Second lesson: Get Thymio through a maze

Using Lesson 2.3, Cycle 1, the teacher has the students test out a Thymio mode that was not discussed in the previous lesson: the turquoise mode. The teacher hands out the printed tracks (All of the Scratch JuniorScratch and Thymio programming resources are available on the project website) so students can see what turquoise Thymio can do. The students will learn about his "investigator" or "tracker" mode.



Students from Nathalie Pasquet's class, Paris

Next, the teacher has students do an activity that will touch on all key ideas covered so far: getting Thymio through a maze built with objects such as cubes, books, etc. Each of Thymio's modes students have seen until now can be used for this activity: Green Thymio will follow a hand that guides it through the maze, turquoise Thymio will follow a black ribbon placed on the ground in the maze, etc.


Third lesson: Thymio is a robot

As explained in the review lesson “What is a robot?”, the teacher begins by taking Thymio apart to describe its components. Little by little, the students will understand that a robot is a machine that can interact with its environment using sensors, actuators, and a program.

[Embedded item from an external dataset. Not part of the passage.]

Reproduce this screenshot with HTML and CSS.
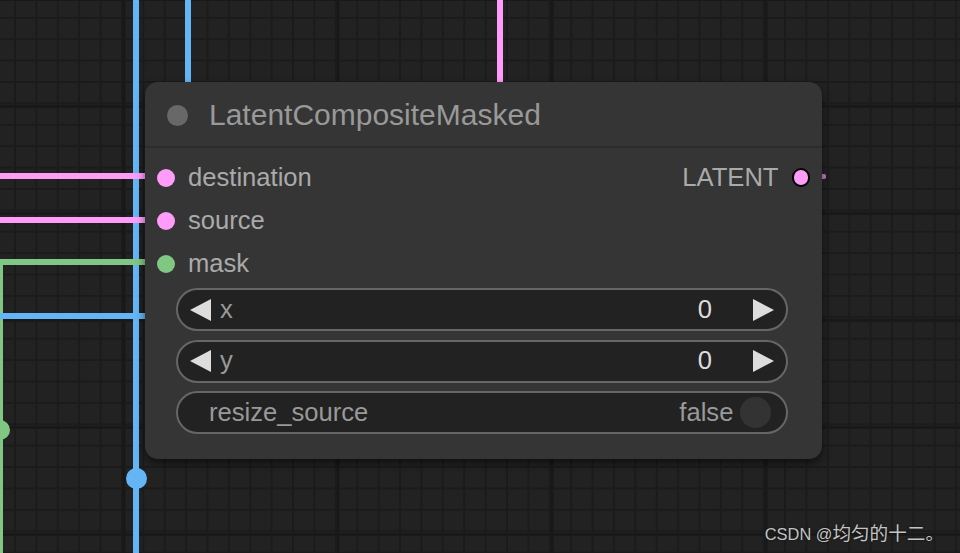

Second grade and third grade class, Anne-Sophie Boullis, Saint-Georges d'Orques

Conclusion and lesson recap activity

Through these lessons, the class creates a group poster showing what they learned about Thymio. In particular, they will come to the following conclusions, which are to be written down in their science notebook:

  • Thymio turns on using the middle button.
  • Thymio can change color.
  • Thymio can make sounds.
  • Thymio can be in different modes, each indicated by a different color, which determine the robot's behavior.
  • A robot has a computer, sensors and actuators that are all interconnected.